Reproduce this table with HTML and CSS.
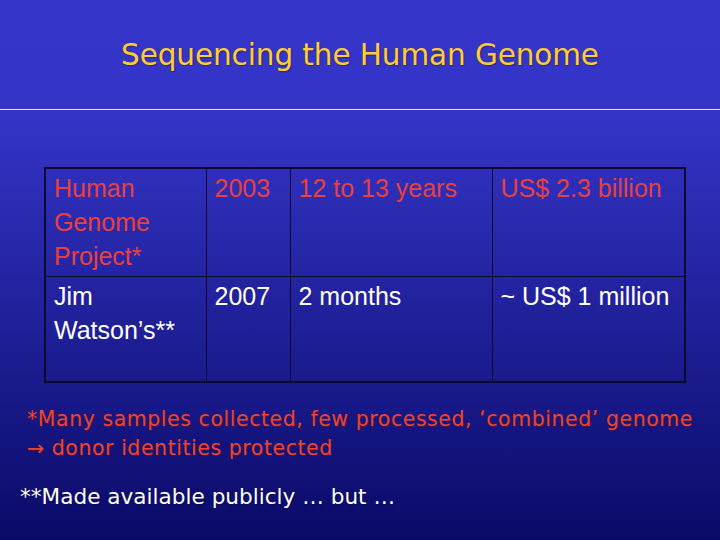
FILE: index.html
```html
<!DOCTYPE html>
<html>
<head>
<meta charset="utf-8">
<link rel="stylesheet" href="styles.css">
</head>
<body>
<div class="slide">
  <header class="head">
    <h1 class="title">Sequencing the Human Genome</h1>
  </header>
  <div class="rule"></div>
  <table class="grid">
    <colgroup>
      <col class="c1"><col class="c2"><col class="c3"><col class="c4">
    </colgroup>
    <tr class="r1 red">
      <td>Human<br>Genome<br>Project*</td>
      <td>2003</td>
      <td>12 to 13 years</td>
      <td>US$ 2.3 billion</td>
    </tr>
    <tr class="r2 white">
      <td>Jim<br>Watson’s**</td>
      <td>2007</td>
      <td>2 months</td>
      <td>~ US$ 1 million</td>
    </tr>
  </table>
  <div class="notes">
    <p class="note red-note">*Many samples collected, few processed, ‘combined’ genome<br>→ donor identities protected</p>
    <p class="note white-note">**Made available publicly … but …</p>
  </div>
</div>
</body>
</html>
```
FILE: styles.css
```css
html, body {
  margin: 0;
  padding: 0;
}
body {
  width: 720px;
  height: 540px;
  overflow: hidden;
}
.slide {
  width: 720px;
  height: 540px;
  background: linear-gradient(to bottom, #3535c9 0px, #3434c7 115px, #0a0a68 540px);
  display: flex;
  flex-direction: column;
}
.head {
  height: 109px;
  display: flex;
  justify-content: center;
}
.title {
  margin: 0;
  padding-top: 37px;
  font-family: "Comic Sans MS", "DejaVu Sans", sans-serif;
  font-weight: normal;
  font-size: 29.5px;
  line-height: 36px;
  color: #ffcc33;
  text-shadow: 1px 1px 1px rgba(40, 30, 90, 0.6);
  letter-spacing: -0.1px;
}
.rule {
  height: 1px;
  background: #e8e8f4;
}
.grid {
  margin: 57px 0 0 44px;
  width: 642px;
  border-collapse: collapse;
  border: 2px solid #0b0b30;
  table-layout: fixed;
  font-family: "Liberation Sans", Arial, sans-serif;
  font-size: 25px;
  line-height: 34px;
}
.c1 { width: 161px; }
.c2 { width: 84px; }
.c3 { width: 202px; }
.c4 { width: 193px; }
.grid td {
  border: 1px solid #0b0b30;
  vertical-align: top;
  padding: 2px 7px 0 8px;
}
.r1 { height: 108px; }
.r2 { height: 106px; }
.red td { color: #e8403c; }
.white td { color: #ffffff; }
.notes {
  padding-top: 22px;
}
.note {
  margin: 0;
  font-family: "Comic Sans MS", "DejaVu Sans", sans-serif;
}
.red-note {
  margin-left: 27px;
  font-size: 20.5px;
  line-height: 29px;
  letter-spacing: 0.55px;
  color: #ea4438;
  text-shadow: 1px 1px 1px #4a1840;
}
.white-note {
  margin-left: 20px;
  margin-top: 19px;
  font-size: 21.6px;
  line-height: 30px;
  color: #ffffff;
  text-shadow: 1px 1px 1px rgba(10, 10, 60, 0.6);
}
```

────────

### [Goal of the exercise]
Every line of text is to be repeated exactly; pictures are left out.

### [Answer to the exercise]
Reproduce this table with HTML and CSS.
FILE: index.html
```html
<!DOCTYPE html>
<html>
<head>
<meta charset="utf-8">
<link rel="stylesheet" href="styles.css">
</head>
<body>
<div class="slide">
  <header class="head">
    <h1 class="title">Sequencing the Human Genome</h1>
  </header>
  <div class="rule"></div>
  <table class="grid">
    <colgroup>
      <col class="c1"><col class="c2"><col class="c3"><col class="c4">
    </colgroup>
    <tr class="r1 red">
      <td>Human<br>Genome<br>Project*</td>
      <td>2003</td>
      <td>12 to 13 years</td>
      <td>US$ 2.3 billion</td>
    </tr>
    <tr class="r2 white">
      <td>Jim<br>Watson’s**</td>
      <td>2007</td>
      <td>2 months</td>
      <td>~ US$ 1 million</td>
    </tr>
  </table>
  <div class="notes">
    <p class="note red-note">*Many samples collected, few processed, ‘combined’ genome<br>→ donor identities protected</p>
    <p class="note white-note">**Made available publicly … but …</p>
  </div>
</div>
</body>
</html>
```
FILE: styles.css
```css
html, body {
  margin: 0;
  padding: 0;
}
body {
  width: 720px;
  height: 540px;
  overflow: hidden;
}
.slide {
  width: 720px;
  height: 540px;
  background: linear-gradient(to bottom, #3535c9 0px, #3434c7 115px, #0a0a68 540px);
  display: flex;
  flex-direction: column;
}
.head {
  height: 109px;
  display: flex;
  justify-content: center;
}
.title {
  margin: 0;
  padding-top: 37px;
  font-family: "Comic Sans MS", "DejaVu Sans", sans-serif;
  font-weight: normal;
  font-size: 29.5px;
  line-height: 36px;
  color: #ffcc33;
  text-shadow: 1px 1px 1px rgba(40, 30, 90, 0.6);
  letter-spacing: -0.1px;
}
.rule {
  height: 1px;
  background: #e8e8f4;
}
.grid {
  margin: 57px 0 0 44px;
  width: 642px;
  border-collapse: collapse;
  border: 2px solid #0b0b30;
  table-layout: fixed;
  font-family: "Liberation Sans", Arial, sans-serif;
  font-size: 25px;
  line-height: 34px;
}
.c1 { width: 161px; }
.c2 { width: 84px; }
.c3 { width: 202px; }
.c4 { width: 193px; }
.grid td {
  border: 1px solid #0b0b30;
  vertical-align: top;
  padding: 2px 7px 0 8px;
}
.r1 { height: 108px; }
.r2 { height: 106px; }
.red td { color: #e8403c; }
.white td { color: #ffffff; }
.notes {
  padding-top: 22px;
}
.note {
  margin: 0;
  font-family: "Comic Sans MS", "DejaVu Sans", sans-serif;
}
.red-note {
  margin-left: 27px;
  font-size: 20.5px;
  line-height: 29px;
  letter-spacing: 0.55px;
  color: #ea4438;
  text-shadow: 1px 1px 1px #4a1840;
}
.white-note {
  margin-left: 20px;
  margin-top: 19px;
  font-size: 21.6px;
  line-height: 30px;
  color: #ffffff;
  text-shadow: 1px 1px 1px rgba(10, 10, 60, 0.6);
}
```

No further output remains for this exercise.